# Written problem
Retype exactly the lines from the first one through the line with "const actions: string[]", including both ends; skip any pictures.

# Information provided
#####
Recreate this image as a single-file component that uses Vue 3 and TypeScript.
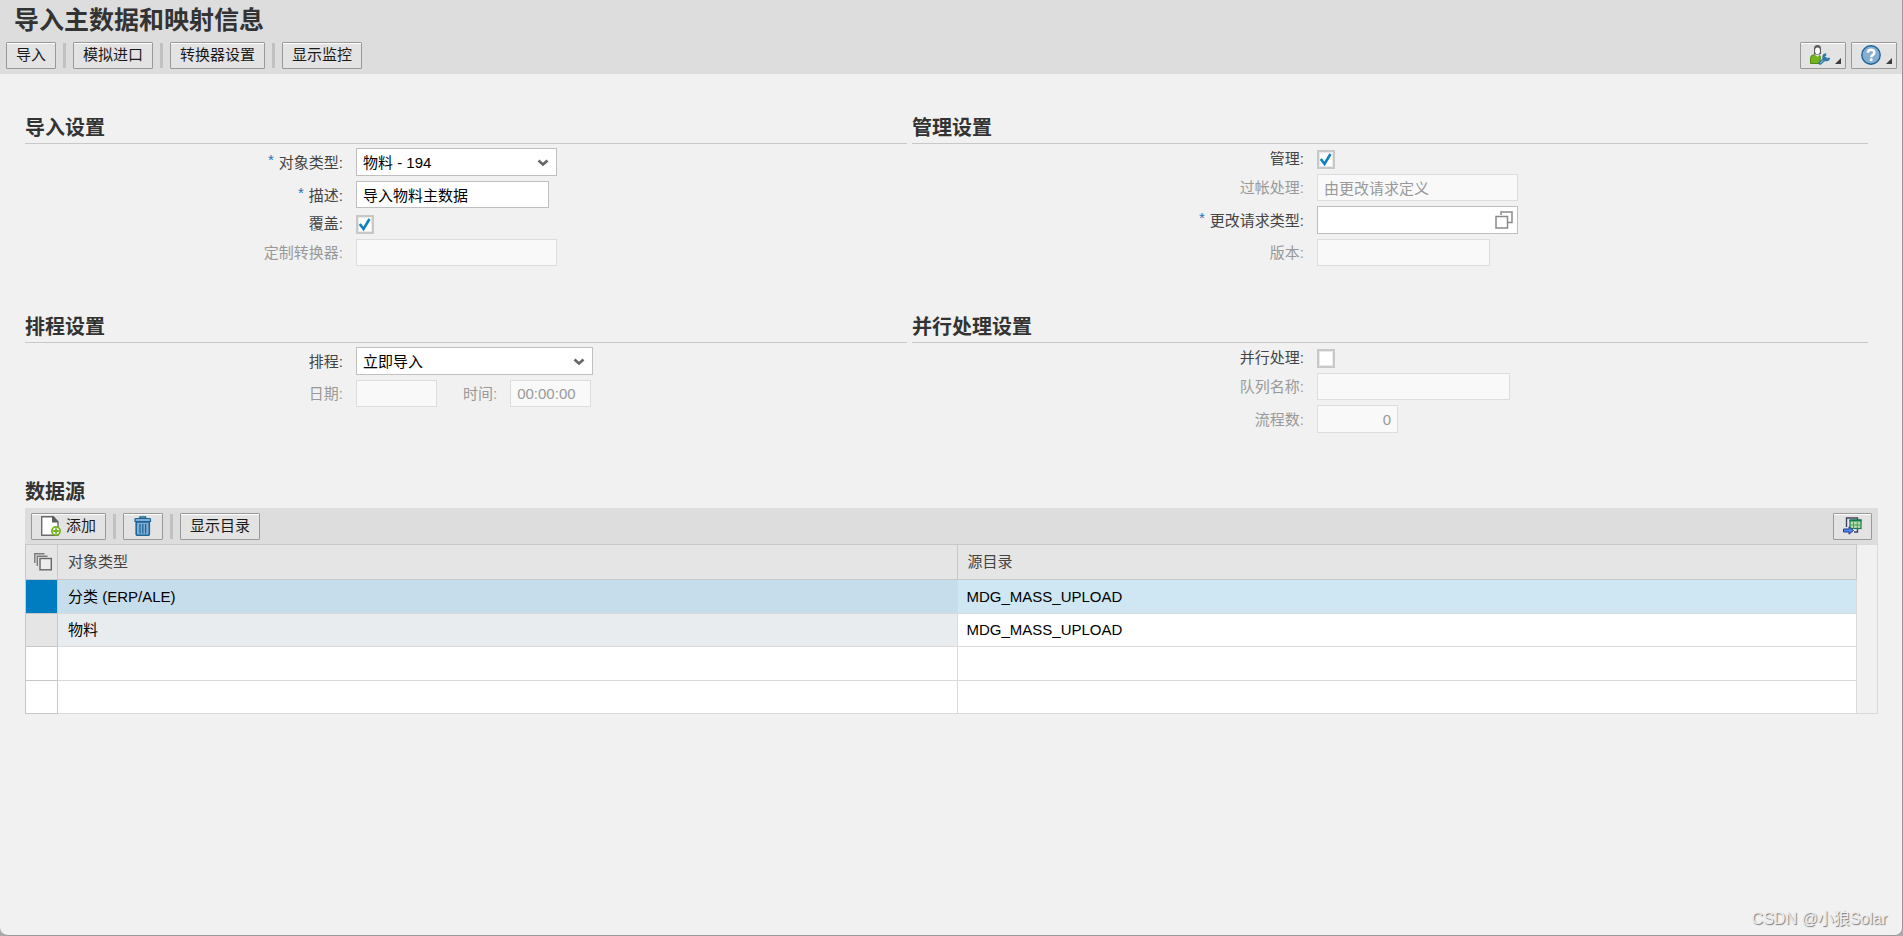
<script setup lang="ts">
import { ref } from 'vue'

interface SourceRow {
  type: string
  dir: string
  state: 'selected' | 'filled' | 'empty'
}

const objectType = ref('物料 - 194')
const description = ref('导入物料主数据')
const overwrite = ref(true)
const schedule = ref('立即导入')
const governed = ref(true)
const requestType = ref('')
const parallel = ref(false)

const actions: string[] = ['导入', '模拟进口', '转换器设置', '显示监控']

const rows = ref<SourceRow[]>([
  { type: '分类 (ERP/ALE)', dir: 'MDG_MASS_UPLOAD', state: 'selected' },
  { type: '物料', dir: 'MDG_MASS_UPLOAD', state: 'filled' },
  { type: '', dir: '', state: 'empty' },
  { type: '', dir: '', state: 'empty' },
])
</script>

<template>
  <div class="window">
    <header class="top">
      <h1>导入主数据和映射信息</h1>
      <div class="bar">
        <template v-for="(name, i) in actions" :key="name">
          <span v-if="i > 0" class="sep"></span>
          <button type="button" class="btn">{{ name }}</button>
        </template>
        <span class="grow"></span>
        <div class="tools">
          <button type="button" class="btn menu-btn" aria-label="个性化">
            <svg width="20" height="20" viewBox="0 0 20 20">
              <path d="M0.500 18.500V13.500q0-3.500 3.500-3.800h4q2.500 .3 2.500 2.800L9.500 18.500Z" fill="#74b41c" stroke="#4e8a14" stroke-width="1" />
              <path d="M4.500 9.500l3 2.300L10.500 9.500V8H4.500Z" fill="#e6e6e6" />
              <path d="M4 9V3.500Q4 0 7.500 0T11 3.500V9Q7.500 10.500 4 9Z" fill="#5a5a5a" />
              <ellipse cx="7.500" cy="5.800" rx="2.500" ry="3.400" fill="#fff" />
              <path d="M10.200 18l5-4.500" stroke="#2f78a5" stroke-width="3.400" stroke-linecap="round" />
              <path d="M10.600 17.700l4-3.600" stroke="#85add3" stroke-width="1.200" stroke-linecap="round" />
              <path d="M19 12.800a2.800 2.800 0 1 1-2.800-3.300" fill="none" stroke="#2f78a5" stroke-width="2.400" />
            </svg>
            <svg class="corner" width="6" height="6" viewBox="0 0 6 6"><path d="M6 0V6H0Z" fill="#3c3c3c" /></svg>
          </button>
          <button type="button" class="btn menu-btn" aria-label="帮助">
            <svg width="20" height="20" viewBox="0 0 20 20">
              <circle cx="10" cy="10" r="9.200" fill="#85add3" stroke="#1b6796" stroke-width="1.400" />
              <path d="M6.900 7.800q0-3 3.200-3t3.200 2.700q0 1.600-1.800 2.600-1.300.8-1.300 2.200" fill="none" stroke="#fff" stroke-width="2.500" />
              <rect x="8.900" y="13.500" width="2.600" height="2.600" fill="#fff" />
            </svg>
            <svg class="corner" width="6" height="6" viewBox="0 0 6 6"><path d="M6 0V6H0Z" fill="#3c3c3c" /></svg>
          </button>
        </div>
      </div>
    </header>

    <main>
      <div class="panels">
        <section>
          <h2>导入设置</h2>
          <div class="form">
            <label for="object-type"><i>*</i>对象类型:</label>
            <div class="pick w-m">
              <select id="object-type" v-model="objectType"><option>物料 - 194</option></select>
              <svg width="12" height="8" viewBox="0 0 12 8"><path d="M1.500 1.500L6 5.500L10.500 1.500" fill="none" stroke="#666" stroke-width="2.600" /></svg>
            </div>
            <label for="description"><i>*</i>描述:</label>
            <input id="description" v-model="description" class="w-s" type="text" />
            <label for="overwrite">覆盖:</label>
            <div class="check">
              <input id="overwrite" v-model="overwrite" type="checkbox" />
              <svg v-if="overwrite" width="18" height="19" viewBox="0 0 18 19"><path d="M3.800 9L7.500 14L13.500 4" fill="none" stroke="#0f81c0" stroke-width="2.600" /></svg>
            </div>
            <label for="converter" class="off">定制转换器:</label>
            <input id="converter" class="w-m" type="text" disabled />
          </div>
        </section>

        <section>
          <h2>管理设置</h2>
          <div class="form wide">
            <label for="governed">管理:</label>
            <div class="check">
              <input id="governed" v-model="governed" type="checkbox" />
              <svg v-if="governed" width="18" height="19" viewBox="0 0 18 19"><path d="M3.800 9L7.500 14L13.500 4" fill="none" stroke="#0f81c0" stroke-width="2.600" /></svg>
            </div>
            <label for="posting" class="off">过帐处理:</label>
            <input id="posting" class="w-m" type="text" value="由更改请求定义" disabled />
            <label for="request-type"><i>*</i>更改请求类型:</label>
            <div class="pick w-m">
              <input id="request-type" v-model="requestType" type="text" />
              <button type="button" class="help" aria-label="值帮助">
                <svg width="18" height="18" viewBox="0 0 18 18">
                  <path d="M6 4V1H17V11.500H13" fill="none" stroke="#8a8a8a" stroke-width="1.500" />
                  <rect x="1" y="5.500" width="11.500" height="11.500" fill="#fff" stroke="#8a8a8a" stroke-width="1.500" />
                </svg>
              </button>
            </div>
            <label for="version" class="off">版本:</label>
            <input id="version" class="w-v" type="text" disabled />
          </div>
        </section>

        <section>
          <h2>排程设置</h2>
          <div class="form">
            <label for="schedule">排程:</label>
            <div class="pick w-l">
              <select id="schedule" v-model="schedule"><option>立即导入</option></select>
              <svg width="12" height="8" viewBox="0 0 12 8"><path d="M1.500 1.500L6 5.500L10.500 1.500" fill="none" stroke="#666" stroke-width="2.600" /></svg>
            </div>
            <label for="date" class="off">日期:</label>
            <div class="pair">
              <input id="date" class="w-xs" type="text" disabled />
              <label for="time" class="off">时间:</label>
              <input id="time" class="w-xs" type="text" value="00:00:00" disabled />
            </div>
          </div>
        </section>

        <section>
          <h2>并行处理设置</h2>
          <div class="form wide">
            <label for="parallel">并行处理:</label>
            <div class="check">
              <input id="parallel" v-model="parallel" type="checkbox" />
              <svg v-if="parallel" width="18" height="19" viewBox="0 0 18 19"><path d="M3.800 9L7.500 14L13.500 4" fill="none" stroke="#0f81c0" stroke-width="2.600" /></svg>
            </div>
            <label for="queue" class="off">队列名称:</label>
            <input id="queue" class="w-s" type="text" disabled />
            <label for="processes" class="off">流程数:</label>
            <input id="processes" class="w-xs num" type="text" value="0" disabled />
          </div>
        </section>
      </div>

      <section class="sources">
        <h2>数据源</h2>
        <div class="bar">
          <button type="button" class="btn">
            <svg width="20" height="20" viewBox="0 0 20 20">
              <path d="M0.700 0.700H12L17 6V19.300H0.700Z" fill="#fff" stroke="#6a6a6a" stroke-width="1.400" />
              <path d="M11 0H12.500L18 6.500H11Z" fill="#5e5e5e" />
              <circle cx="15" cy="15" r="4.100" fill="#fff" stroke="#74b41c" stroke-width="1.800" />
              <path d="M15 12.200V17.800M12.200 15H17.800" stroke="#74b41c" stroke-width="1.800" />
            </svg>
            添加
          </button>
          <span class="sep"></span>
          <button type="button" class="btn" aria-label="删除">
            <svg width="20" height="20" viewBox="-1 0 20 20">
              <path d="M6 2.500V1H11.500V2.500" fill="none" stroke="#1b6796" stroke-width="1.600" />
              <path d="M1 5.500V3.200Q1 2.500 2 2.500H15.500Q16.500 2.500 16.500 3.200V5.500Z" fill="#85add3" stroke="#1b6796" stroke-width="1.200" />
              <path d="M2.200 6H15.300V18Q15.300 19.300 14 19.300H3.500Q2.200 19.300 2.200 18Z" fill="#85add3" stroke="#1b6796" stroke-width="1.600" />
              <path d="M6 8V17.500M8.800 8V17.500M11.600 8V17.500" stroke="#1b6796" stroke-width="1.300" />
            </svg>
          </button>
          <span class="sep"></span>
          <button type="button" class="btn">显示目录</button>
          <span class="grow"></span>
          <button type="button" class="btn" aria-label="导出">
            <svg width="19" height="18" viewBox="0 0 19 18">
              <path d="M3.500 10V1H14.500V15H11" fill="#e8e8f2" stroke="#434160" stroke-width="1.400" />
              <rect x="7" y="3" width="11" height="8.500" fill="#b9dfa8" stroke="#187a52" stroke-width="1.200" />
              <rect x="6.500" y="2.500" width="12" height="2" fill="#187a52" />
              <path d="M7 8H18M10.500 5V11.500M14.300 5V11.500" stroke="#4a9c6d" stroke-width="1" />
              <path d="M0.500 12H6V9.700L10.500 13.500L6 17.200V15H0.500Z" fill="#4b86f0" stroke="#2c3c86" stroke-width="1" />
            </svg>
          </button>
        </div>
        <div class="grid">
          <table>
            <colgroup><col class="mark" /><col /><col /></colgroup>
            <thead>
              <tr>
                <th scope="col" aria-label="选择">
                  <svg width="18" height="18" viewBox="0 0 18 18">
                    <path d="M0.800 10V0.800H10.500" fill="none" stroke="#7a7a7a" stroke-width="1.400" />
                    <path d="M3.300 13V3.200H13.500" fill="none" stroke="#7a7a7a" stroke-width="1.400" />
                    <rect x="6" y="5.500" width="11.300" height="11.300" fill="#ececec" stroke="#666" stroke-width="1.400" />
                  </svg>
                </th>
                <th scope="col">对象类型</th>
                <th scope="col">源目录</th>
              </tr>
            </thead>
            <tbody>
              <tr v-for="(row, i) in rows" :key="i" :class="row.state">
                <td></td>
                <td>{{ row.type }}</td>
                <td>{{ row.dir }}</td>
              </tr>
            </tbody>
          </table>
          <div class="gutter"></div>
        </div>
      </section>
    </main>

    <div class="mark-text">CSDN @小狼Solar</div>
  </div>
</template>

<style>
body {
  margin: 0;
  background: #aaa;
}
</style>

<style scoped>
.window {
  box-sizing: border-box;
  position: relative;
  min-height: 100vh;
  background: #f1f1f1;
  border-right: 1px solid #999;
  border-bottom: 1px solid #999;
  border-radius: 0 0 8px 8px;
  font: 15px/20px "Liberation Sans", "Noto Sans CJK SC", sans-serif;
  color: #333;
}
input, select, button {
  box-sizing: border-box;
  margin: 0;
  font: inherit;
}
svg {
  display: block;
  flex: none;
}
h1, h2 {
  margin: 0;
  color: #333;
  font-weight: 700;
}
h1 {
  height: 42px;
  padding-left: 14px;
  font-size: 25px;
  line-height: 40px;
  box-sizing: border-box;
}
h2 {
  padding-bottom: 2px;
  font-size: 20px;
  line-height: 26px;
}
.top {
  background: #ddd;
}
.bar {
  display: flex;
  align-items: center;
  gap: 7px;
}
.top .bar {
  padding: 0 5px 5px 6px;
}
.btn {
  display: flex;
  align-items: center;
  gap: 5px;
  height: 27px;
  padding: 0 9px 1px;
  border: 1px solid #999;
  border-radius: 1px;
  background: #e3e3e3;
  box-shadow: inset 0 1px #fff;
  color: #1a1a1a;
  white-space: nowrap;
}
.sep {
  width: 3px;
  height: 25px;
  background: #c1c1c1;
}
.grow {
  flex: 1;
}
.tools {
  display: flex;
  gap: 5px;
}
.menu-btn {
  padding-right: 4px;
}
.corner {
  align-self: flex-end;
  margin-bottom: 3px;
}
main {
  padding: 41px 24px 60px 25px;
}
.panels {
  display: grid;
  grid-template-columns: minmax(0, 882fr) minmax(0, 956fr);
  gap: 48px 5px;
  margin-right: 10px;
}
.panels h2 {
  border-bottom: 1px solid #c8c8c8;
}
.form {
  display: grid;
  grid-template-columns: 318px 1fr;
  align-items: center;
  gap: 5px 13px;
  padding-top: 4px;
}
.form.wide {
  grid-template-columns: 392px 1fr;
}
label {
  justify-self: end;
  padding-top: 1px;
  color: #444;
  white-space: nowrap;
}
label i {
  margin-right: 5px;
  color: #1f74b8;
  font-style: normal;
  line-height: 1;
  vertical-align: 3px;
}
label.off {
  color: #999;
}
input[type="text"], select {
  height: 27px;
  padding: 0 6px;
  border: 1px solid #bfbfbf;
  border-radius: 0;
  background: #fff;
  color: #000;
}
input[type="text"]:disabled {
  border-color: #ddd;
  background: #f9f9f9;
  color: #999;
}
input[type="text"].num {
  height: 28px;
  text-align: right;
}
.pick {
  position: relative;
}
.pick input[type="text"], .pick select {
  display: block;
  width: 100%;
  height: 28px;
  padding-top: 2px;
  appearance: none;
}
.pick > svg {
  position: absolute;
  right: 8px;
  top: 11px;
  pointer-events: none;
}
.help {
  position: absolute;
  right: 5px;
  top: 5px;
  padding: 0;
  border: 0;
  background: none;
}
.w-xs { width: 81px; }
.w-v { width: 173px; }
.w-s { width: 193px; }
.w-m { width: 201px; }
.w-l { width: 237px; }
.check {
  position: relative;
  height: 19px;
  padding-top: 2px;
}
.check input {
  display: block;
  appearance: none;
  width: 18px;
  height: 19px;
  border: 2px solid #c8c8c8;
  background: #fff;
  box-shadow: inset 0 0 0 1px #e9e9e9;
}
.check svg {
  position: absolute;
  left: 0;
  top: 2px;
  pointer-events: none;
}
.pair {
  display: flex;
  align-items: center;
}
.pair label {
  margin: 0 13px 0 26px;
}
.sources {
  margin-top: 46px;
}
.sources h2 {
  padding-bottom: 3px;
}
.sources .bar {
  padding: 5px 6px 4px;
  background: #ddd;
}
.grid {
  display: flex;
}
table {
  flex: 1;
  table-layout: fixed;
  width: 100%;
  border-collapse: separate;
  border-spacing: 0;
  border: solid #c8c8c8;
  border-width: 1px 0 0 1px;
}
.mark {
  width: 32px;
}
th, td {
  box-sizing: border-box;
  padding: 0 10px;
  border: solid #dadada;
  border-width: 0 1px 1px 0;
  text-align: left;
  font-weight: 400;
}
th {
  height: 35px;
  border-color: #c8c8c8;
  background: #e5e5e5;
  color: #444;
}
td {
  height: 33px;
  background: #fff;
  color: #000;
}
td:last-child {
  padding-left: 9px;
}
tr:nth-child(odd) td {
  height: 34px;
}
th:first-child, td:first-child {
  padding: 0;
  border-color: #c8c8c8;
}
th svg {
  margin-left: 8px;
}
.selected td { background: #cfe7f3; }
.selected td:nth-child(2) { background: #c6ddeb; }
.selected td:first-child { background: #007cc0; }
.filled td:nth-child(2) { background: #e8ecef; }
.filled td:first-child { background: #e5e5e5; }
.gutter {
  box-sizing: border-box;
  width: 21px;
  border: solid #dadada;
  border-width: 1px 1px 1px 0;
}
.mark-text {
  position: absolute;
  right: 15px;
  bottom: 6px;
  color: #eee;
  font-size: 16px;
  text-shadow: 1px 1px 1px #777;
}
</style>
#####
# Correct response
Recreate this image as a single-file component that uses Vue 3 and TypeScript.
<script setup lang="ts">
import { ref } from 'vue'

interface SourceRow {
  type: string
  dir: string
  state: 'selected' | 'filled' | 'empty'
}

const objectType = ref('物料 - 194')
const description = ref('导入物料主数据')
const overwrite = ref(true)
const schedule = ref('立即导入')
const governed = ref(true)
const requestType = ref('')
const parallel = ref(false)

const actions: string[] = ['导入', '模拟进口', '转换器设置', '显示监控']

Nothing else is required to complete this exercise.